▶ _The request_
Omit pictures and quote the listing below line by line, from its start through the line that holds "MdSearch, MdInfo, MdVisibility".

---------- Data section

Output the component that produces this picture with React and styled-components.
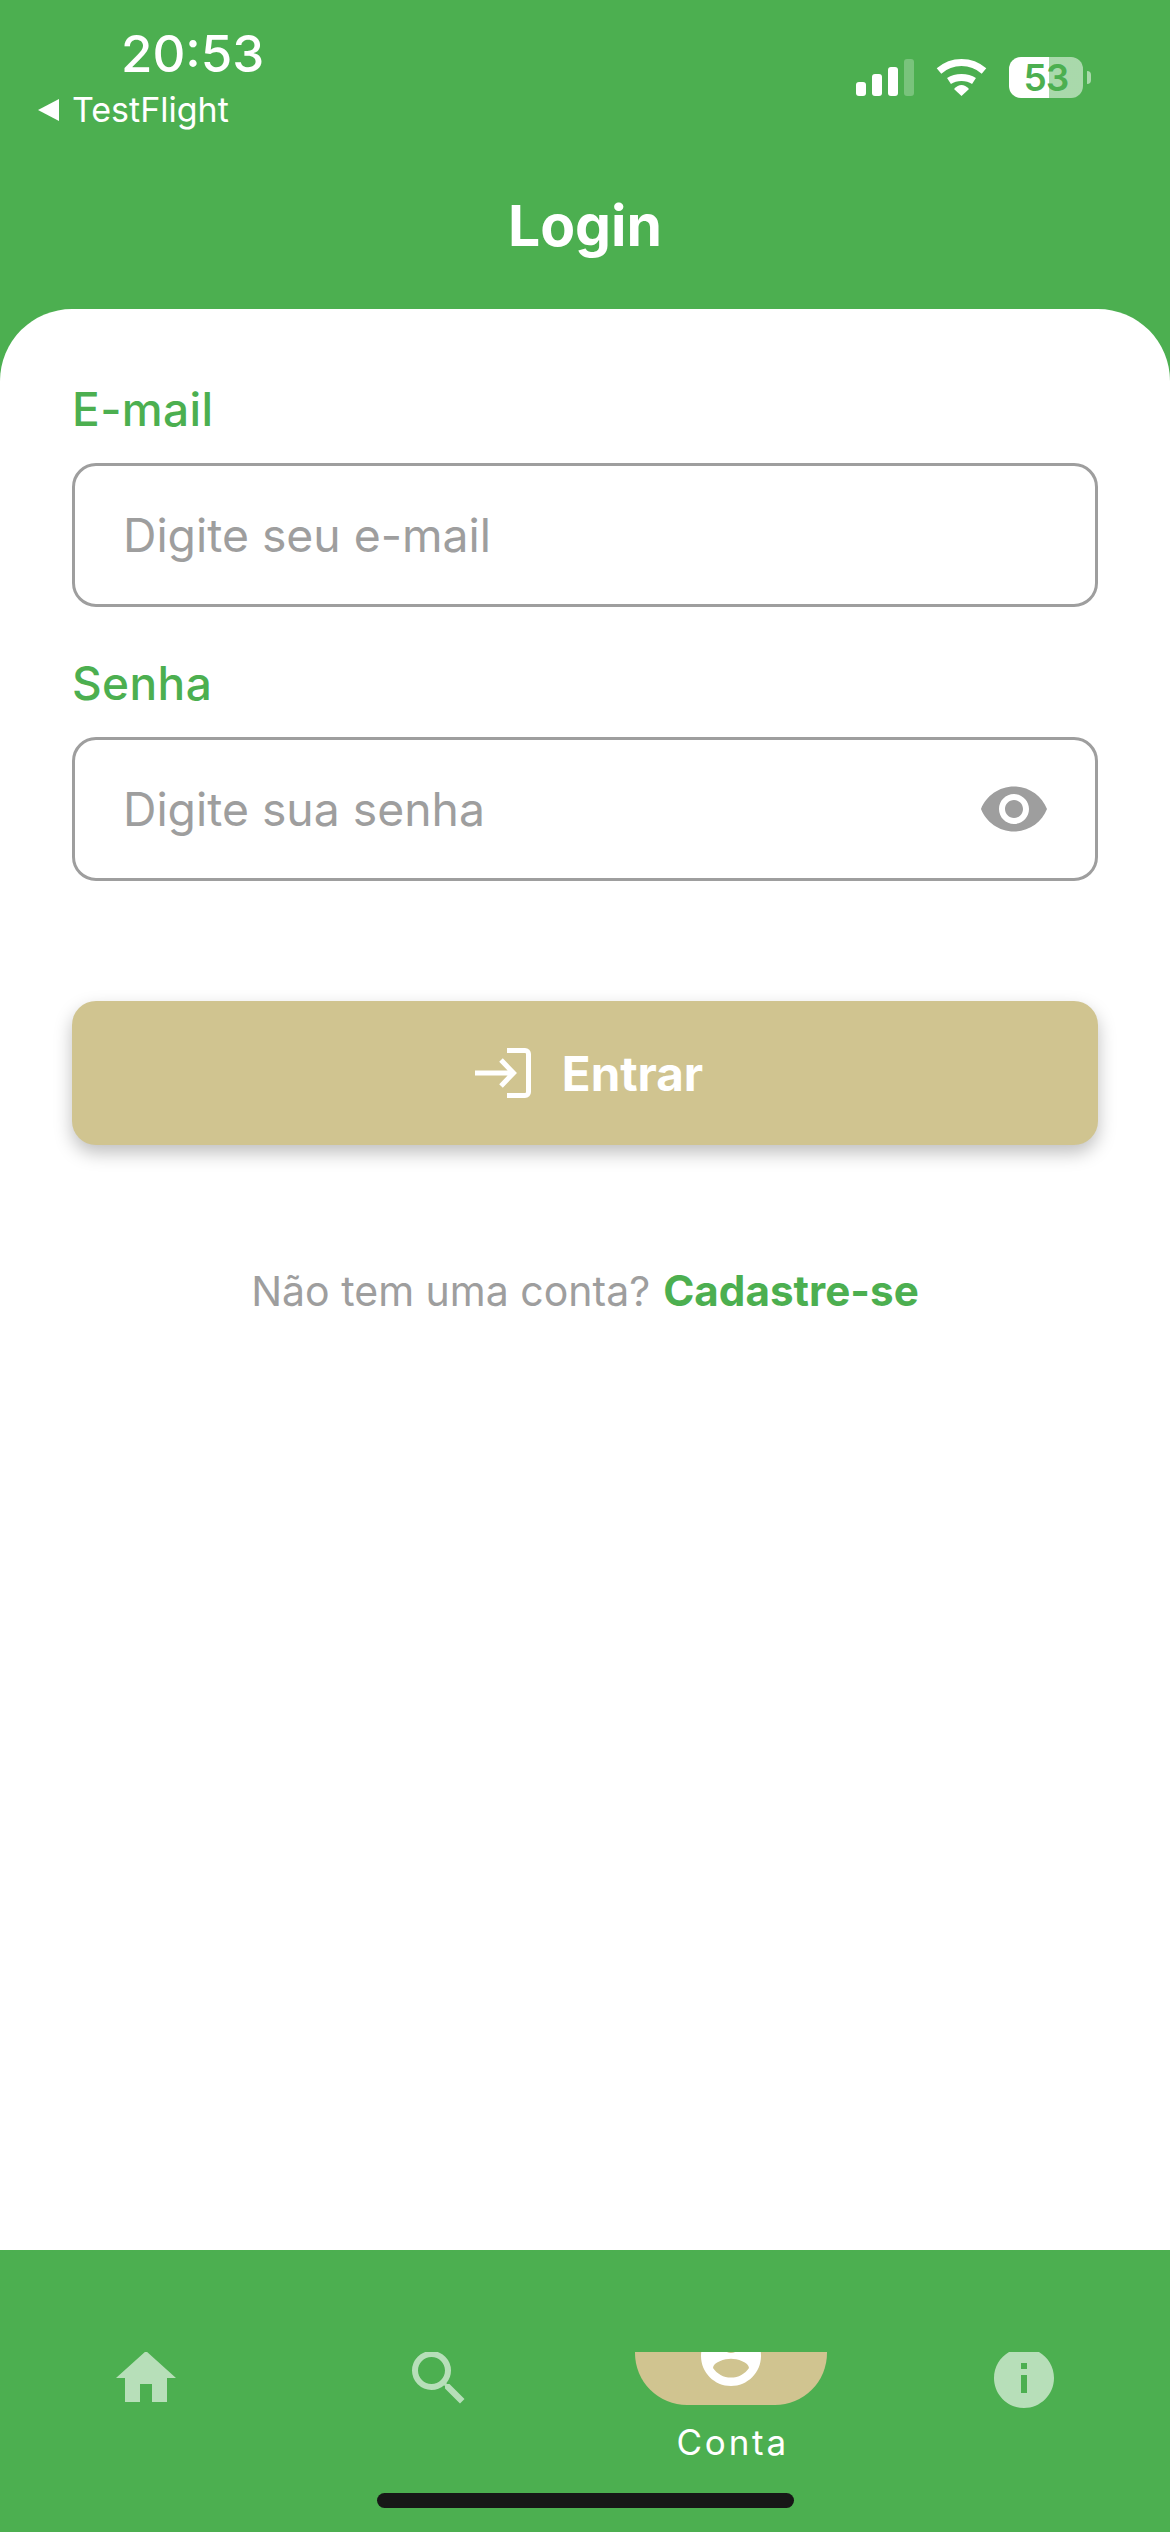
import React from 'react'
import styled, { createGlobalStyle } from 'styled-components'
import { MdHome, MdSearch, MdInfo, MdVisibility } from 'react-icons/md'

const GREEN = '#4caf50'
const TAN = '#d0c490'
const GREY = '#9e9e9e'
const FAINT = 'rgba(255, 255, 255, 0.6)'

const GlobalStyle = createGlobalStyle`
  html, body {
    margin: 0;
    padding: 0;
    background: #fff;
  }
  * {
    box-sizing: border-box;
  }
`

const Page = styled.div`
  width: 1170px;
  height: 2532px;
  display: flex;
  flex-direction: column;
  overflow: hidden;
  background: ${GREEN};
  font-family: Inter, 'Liberation Sans', sans-serif;
  color: #fff;
`

const StatusBar = styled.div`
  height: 190px;
  display: flex;
  justify-content: space-between;
  align-items: flex-start;
  padding: 0 79px 0 38px;
`

const StatusLeft = styled.div`
  padding-top: 24px;
  display: flex;
  flex-direction: column;
`

const Time = styled.div`
  margin-left: 83px;
  font-size: 51px;
  line-height: 60px;
  font-weight: 500;
`

const BackLink = styled.div`
  display: flex;
  align-items: center;
  gap: 13px;
  margin-top: 6px;
  font-size: 34px;
  line-height: 40px;
`

const BackArrow = styled.svg`
  width: 21px;
  height: 22px;
  fill: #fff;
`

const StatusRight = styled.div`
  padding-top: 57px;
  display: flex;
  align-items: flex-end;
`

const Signal = styled.div`
  display: flex;
  align-items: flex-end;
  gap: 6px;
  height: 37px;
  margin: 0 22px 2px 0;
`

const SignalBar = styled.div`
  width: 10px;
  height: ${(p) => p.$h}px;
  border-radius: 3px;
  background: ${(p) => (p.$off ? 'rgba(255,255,255,0.25)' : '#fff')};
`

const Wifi = styled.svg`
  width: 51px;
  height: 37px;
  margin: 0 22px 2px 0;
`

const Battery = styled.div`
  width: 74px;
  height: 41px;
  border-radius: 12px;
  background: linear-gradient(to right, #fff 54%, rgba(255, 255, 255, 0.52) 54%);
  color: ${GREEN};
  font-size: 37px;
  font-weight: 600;
  letter-spacing: -1px;
  line-height: 41px;
  text-align: center;
`

const BatteryTip = styled.div`
  width: 4px;
  height: 13px;
  margin: 0 0 14px 4px;
  border-radius: 0 4px 4px 0;
  background: rgba(255, 255, 255, 0.52);
`

const Header = styled.h1`
  margin: 0;
  height: 119px;
  font-size: 57px;
  line-height: 72px;
  font-weight: 700;
  text-align: center;
`

const Card = styled.main`
  flex: 1;
  display: flex;
  flex-direction: column;
  padding: 70px 72px 0;
  background: #fff;
  border-radius: 72px 72px 0 0;
`

const Label = styled.label`
  display: block;
  color: ${GREEN};
  font-size: 46px;
  letter-spacing: 0.4px;
  line-height: 60px;
  font-weight: 500;
  margin-bottom: 24px;
`

const FieldBox = styled.div`
  height: 144px;
  display: flex;
  align-items: center;
  padding: 0 48px 0 48px;
  margin-bottom: 46px;
  border: 3px solid ${GREY};
  border-radius: 24px;
`

const FieldInput = styled.input`
  flex: 1;
  min-width: 0;
  border: none;
  outline: none;
  background: none;
  padding: 0;
  font: 400 46.3px Inter, 'Liberation Sans', sans-serif;
  color: #333;

  &::placeholder {
    color: ${GREY};
    opacity: 1;
  }
`

const EyeButton = styled.span`
  display: flex;
  color: ${GREY};
  font-size: 72px;
  margin-right: -3px;
`

const LoginButton = styled.button`
  height: 144px;
  margin-top: 74px;
  padding: 0 0 0 8px;
  display: flex;
  align-items: center;
  justify-content: center;
  gap: 31px;
  border: none;
  border-radius: 24px;
  background: ${TAN};
  color: #fff;
  font: 700 47.5px Inter, 'Liberation Sans', sans-serif;
  box-shadow: 0 8px 18px rgba(0, 0, 0, 0.25);
`

const LoginIcon = styled.svg`
  width: 56px;
  height: 50px;
`

const SignupRow = styled.div`
  margin-top: 116px;
  text-align: center;
  color: ${GREY};
  font-size: 41px;
  line-height: 60px;
`

const SignupLink = styled.span`
  margin-left: 13px;
  color: ${GREEN};
  font-size: 42.2px;
  font-weight: 700;
`

const TabBar = styled.nav`
  position: relative;
  height: 282px;
  flex: none;
  display: grid;
  grid-template-columns: repeat(4, 1fr);
  align-items: start;
  padding-top: 102px;
`

const Tab = styled.div`
  height: 120px;
  display: flex;
  flex-direction: column;
  align-items: center;
  overflow: hidden;
`

const TabIcon = styled.span`
  display: flex;
  margin-top: -10px;
  font-size: 72px;
  color: ${FAINT};
`

const ActivePill = styled.div`
  flex: none;
  width: 192px;
  height: 53px;
  display: flex;
  justify-content: center;
  overflow: hidden;
  border-radius: 0 0 52px 52px;
  background: ${TAN};
`

const AccountIcon = styled.svg`
  flex: none;
  width: 72px;
  height: 72px;
  margin-top: -32px;
  fill: #fff;
`

const TabLabel = styled.div`
  margin: 14px 0 0 3px;
  font-size: 35px;
  line-height: 46px;
  letter-spacing: 2.8px;
`

const HomeIndicator = styled.div`
  position: absolute;
  left: 377px;
  bottom: 24px;
  width: 417px;
  height: 15px;
  border-radius: 8px;
  background: #171717;
`

function StatusIcons() {
  return (
    <StatusRight>
      <Signal>
        <SignalBar $h={14} />
        <SignalBar $h={22} />
        <SignalBar $h={29} />
        <SignalBar $h={37} $off />
      </Signal>
      <Wifi viewBox="0 0 51 37" fill="none">
        <path d="M3 12C16 0.7 35 0.7 48 12" stroke="#fff" strokeWidth="7" />
        <path d="M13 22C20 17.3 31 17.3 38 22" stroke="#fff" strokeWidth="7" />
        <path d="M18 30Q25.5 22 33 30L25.5 37Z" fill="#fff" />
      </Wifi>
      <Battery>53</Battery>
      <BatteryTip />
    </StatusRight>
  )
}

function App() {
  return (
    <Page>
      <GlobalStyle />
      <StatusBar>
        <StatusLeft>
          <Time>20:53</Time>
          <BackLink>
            <BackArrow viewBox="0 0 21 22">
              <path d="M21 0V22L0 11Z" />
            </BackArrow>
            TestFlight
          </BackLink>
        </StatusLeft>
        <StatusIcons />
      </StatusBar>
      <Header>Login</Header>
      <Card>
        <Label>E-mail</Label>
        <FieldBox>
          <FieldInput placeholder="Digite seu e-mail" />
        </FieldBox>
        <Label>Senha</Label>
        <FieldBox>
          <FieldInput placeholder="Digite sua senha" />
          <EyeButton>
            <MdVisibility />
          </EyeButton>
        </FieldBox>
        <LoginButton>
          <LoginIcon viewBox="0 0 56 50" fill="none" stroke="#fff" strokeWidth="5">
            <path d="M0 25H38M26 12L38.5 25L26 38" />
            <path d="M32 2.5H50C52 2.5 53.5 4 53.5 6V44C53.5 46 52 47.5 50 47.5H32" />
          </LoginIcon>
          Entrar
        </LoginButton>
        <SignupRow>
          Não tem uma conta?<SignupLink>Cadastre-se</SignupLink>
        </SignupRow>
      </Card>
      <TabBar>
        <Tab>
          <TabIcon>
            <MdHome />
          </TabIcon>
        </Tab>
        <Tab>
          <TabIcon>
            <MdSearch />
          </TabIcon>
        </Tab>
        <Tab>
          <ActivePill>
            <AccountIcon viewBox="0 0 24 24">
              <path d="M12 2C6.48 2 2 6.48 2 12s4.48 10 10 10 10-4.48 10-10S17.52 2 12 2zm0 3c1.66 0 3 1.34 3 3s-1.34 3-3 3-3-1.34-3-3 1.34-3 3-3zm0 14.2c-2.5 0-4.71-1.28-6-3.22.03-1.99 4-3.08 6-3.08 1.99 0 5.97 1.09 6 3.08-1.29 1.94-3.5 3.22-6 3.22z" />
            </AccountIcon>
          </ActivePill>
          <TabLabel>Conta</TabLabel>
        </Tab>
        <Tab>
          <TabIcon>
            <MdInfo />
          </TabIcon>
        </Tab>
        <HomeIndicator />
      </TabBar>
    </Page>
  )
}

export default App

--------------------

▶ _Reply_
Output the component that produces this picture with React and styled-components.
import React from 'react'
import styled, { createGlobalStyle } from 'styled-components'
import { MdHome, MdSearch, MdInfo, MdVisibility } from 'react-icons/md'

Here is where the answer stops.